• _Exercise_: Give, as a bare number, the count of lines that contain the word "size".
'''
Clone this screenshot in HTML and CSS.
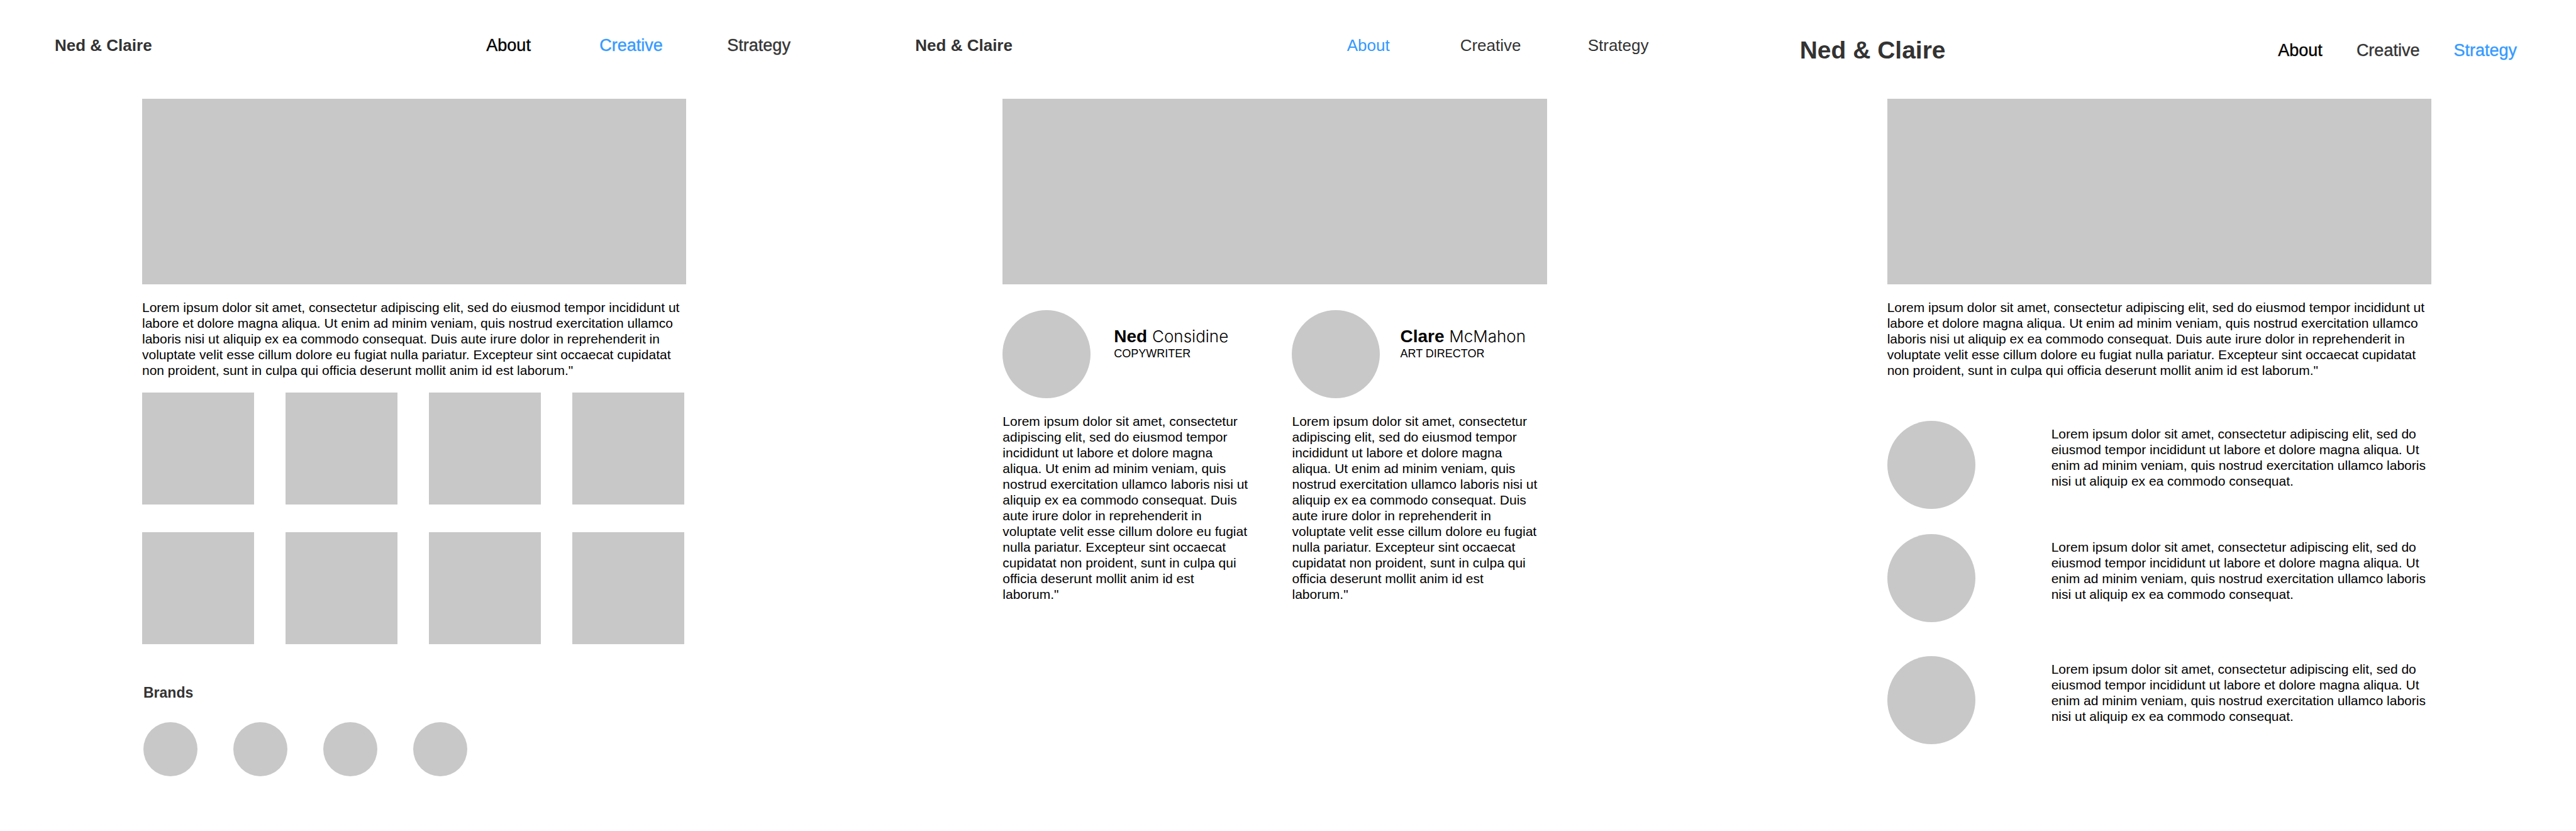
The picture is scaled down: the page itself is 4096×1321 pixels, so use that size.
FILE: index.html
```html
<!DOCTYPE html>
<html lang="en">
<head>
<meta charset="utf-8">
<title>Ned &amp; Claire</title>
<link rel="stylesheet" href="styles.css">
</head>
<body>
<div class="boards">

  <section class="board">
    <header class="header">
      <a class="logo" href="#">Ned &amp; Claire</a>
      <nav class="nav nav-medium">
        <a class="nav-strong" href="#about">About</a>
        <a class="nav-active" href="#creative">Creative</a>
        <a href="#strategy">Strategy</a>
      </nav>
    </header>
    <main class="content">
      <div class="hero"></div>
      <p class="intro">Lorem ipsum dolor sit amet, consectetur adipiscing elit, sed do eiusmod tempor incididunt ut labore et dolore magna aliqua. Ut enim ad minim veniam, quis nostrud exercitation ullamco laboris nisi ut aliquip ex ea commodo consequat. Duis aute irure dolor in reprehenderit in voluptate velit esse cillum dolore eu fugiat nulla pariatur. Excepteur sint occaecat cupidatat non proident, sunt in culpa qui officia deserunt mollit anim id est laborum."</p>
      <div class="tiles">
        <div class="tile"></div><div class="tile"></div><div class="tile"></div><div class="tile"></div>
        <div class="tile"></div><div class="tile"></div><div class="tile"></div><div class="tile"></div>
      </div>
      <section class="brands">
        <h2 class="brands-title">Brands</h2>
        <div class="brands-list">
          <div class="brand"></div><div class="brand"></div><div class="brand"></div><div class="brand"></div>
        </div>
      </section>
    </main>
  </section>

  <section class="board board-about">
    <header class="header">
      <a class="logo" href="#">Ned &amp; Claire</a>
      <nav class="nav">
        <a class="nav-active" href="#about">About</a>
        <a href="#creative">Creative</a>
        <a href="#strategy">Strategy</a>
      </nav>
    </header>
    <main class="content">
      <div class="hero"></div>
      <div class="people">
        <article class="person">
          <div class="person-head">
            <div class="avatar"></div>
            <div class="person-info">
              <h2 class="name"><b>Ned</b> <span class="surname">Considine</span></h2>
              <p class="role">COPYWRITER</p>
            </div>
          </div>
          <p class="bio">Lorem ipsum dolor sit amet, consectetur adipiscing elit, sed do eiusmod tempor incididunt ut labore et dolore magna aliqua. Ut enim ad minim veniam, quis nostrud exercitation ullamco laboris nisi ut aliquip ex ea commodo consequat. Duis aute irure dolor in reprehenderit in voluptate velit esse cillum dolore eu fugiat nulla pariatur. Excepteur sint occaecat cupidatat non proident, sunt in culpa qui officia deserunt mollit anim id est laborum."</p>
        </article>
        <article class="person">
          <div class="person-head person-head-tight">
            <div class="avatar"></div>
            <div class="person-info">
              <h2 class="name"><b>Clare</b> <span class="surname">McMahon</span></h2>
              <p class="role">ART DIRECTOR</p>
            </div>
          </div>
          <p class="bio">Lorem ipsum dolor sit amet, consectetur adipiscing elit, sed do eiusmod tempor incididunt ut labore et dolore magna aliqua. Ut enim ad minim veniam, quis nostrud exercitation ullamco laboris nisi ut aliquip ex ea commodo consequat. Duis aute irure dolor in reprehenderit in voluptate velit esse cillum dolore eu fugiat nulla pariatur. Excepteur sint occaecat cupidatat non proident, sunt in culpa qui officia deserunt mollit anim id est laborum."</p>
        </article>
      </div>
    </main>
  </section>

  <section class="board board-strategy">
    <header class="header header-large">
      <a class="logo logo-large" href="#">Ned &amp; Claire</a>
      <nav class="nav nav-medium nav-compact">
        <a class="nav-strong" href="#about">About</a>
        <a href="#creative">Creative</a>
        <a class="nav-active" href="#strategy">Strategy</a>
      </nav>
    </header>
    <main class="content">
      <div class="hero"></div>
      <p class="intro">Lorem ipsum dolor sit amet, consectetur adipiscing elit, sed do eiusmod tempor incididunt ut labore et dolore magna aliqua. Ut enim ad minim veniam, quis nostrud exercitation ullamco laboris nisi ut aliquip ex ea commodo consequat. Duis aute irure dolor in reprehenderit in voluptate velit esse cillum dolore eu fugiat nulla pariatur. Excepteur sint occaecat cupidatat non proident, sunt in culpa qui officia deserunt mollit anim id est laborum."</p>
      <div class="steps">
        <div class="step">
          <div class="avatar"></div>
          <p class="step-text">Lorem ipsum dolor sit amet, consectetur adipiscing elit, sed do eiusmod tempor incididunt ut labore et dolore magna aliqua. Ut enim ad minim veniam, quis nostrud exercitation ullamco laboris nisi ut aliquip ex ea commodo consequat.</p>
        </div>
        <div class="step">
          <div class="avatar"></div>
          <p class="step-text">Lorem ipsum dolor sit amet, consectetur adipiscing elit, sed do eiusmod tempor incididunt ut labore et dolore magna aliqua. Ut enim ad minim veniam, quis nostrud exercitation ullamco laboris nisi ut aliquip ex ea commodo consequat.</p>
        </div>
        <div class="step step-last">
          <div class="avatar"></div>
          <p class="step-text">Lorem ipsum dolor sit amet, consectetur adipiscing elit, sed do eiusmod tempor incididunt ut labore et dolore magna aliqua. Ut enim ad minim veniam, quis nostrud exercitation ullamco laboris nisi ut aliquip ex ea commodo consequat.</p>
        </div>
      </div>
    </main>
  </section>

</div>
</body>
</html>
```

FILE: styles.css
```css
* {
  box-sizing: border-box;
}

body {
  margin: 0;
  background: #fff;
  color: #000;
  font-family: "Liberation Sans", Arial, sans-serif;
  font-size: 21px;
  line-height: 25px;
}

h2,
p {
  margin: 0;
}

a {
  color: inherit;
  text-decoration: none;
}

.boards {
  display: flex;
}

.board {
  flex: 1;
  min-width: 0;
}

.board-about {
  margin-left: 47px;
}

.board-strategy {
  margin-left: 85px;
}

/* Header */

.header {
  display: flex;
  align-items: center;
  justify-content: space-between;
  padding: 48px 64px 61px 87px;
  color: #333;
  line-height: 48px;
}

.header-large {
  padding: 56px 94px 53px 87px;
}

.logo {
  font-size: 26px;
  font-weight: bold;
}

.logo-large {
  font-size: 39px;
}

.nav {
  display: grid;
  grid-template-columns: 180px 203px 101px;
  font-size: 26px;
}

/* Liberation Sans has no medium weight: a faint stroke thickens the stems */
.nav-medium {
  font-size: 27px;
  -webkit-text-stroke: 1px color-mix(in srgb, currentColor 40%, transparent);
}

.nav-compact {
  display: flex;
  gap: 54px;
}

.nav-strong {
  color: #000;
}

.nav-active {
  color: #39f;
}

/* Shared content */

.content {
  padding: 0 230px 0 226px;
}

.hero,
.tile,
.brand,
.avatar {
  background: #c8c8c8;
}

.hero {
  height: 295px;
}

.intro {
  margin-top: 24px;
}

.avatar {
  flex: none;
  width: 140px;
  height: 140px;
  border-radius: 50%;
}

/* Creative */

.tiles {
  display: grid;
  grid-template-columns: repeat(4, 1fr);
  gap: 44px 50px;
  margin: 23px 3px 0 0;
}

.tile {
  aspect-ratio: 1;
}

.brands {
  margin: 65px 0 0 2px;
}

.brands-title {
  color: #333;
  font-size: 23px;
  line-height: 25px;
}

.brands-list {
  display: flex;
  gap: 57px;
  margin-top: 34px;
}

.brand {
  width: 86px;
  height: 86px;
  border-radius: 50%;
}

/* About */

.people {
  display: grid;
  grid-template-columns: 1fr 1fr;
  gap: 66px;
  margin: 41px 11px 0 0;
}

.person-head {
  display: flex;
  gap: 37px;
}

.person-head-tight {
  gap: 32px;
}

.person-info {
  padding-top: 26px;
}

.name {
  font-size: 28px;
  font-weight: normal;
  line-height: 32px;
}

.surname {
  font-family: Inter, "Liberation Sans", sans-serif;
  font-size: 26px;
  font-weight: 300;
}

.role {
  font-size: 18px;
  line-height: 22px;
}

.bio {
  margin-top: 24px;
}

/* Strategy */

.steps {
  display: grid;
  gap: 40px;
  margin-top: 68px;
}

.step {
  display: flex;
  gap: 121px;
}

.step-last {
  margin-top: 14px;
}

.step-text {
  padding-top: 8px;
}
```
'''
• _Finished exercise_: 10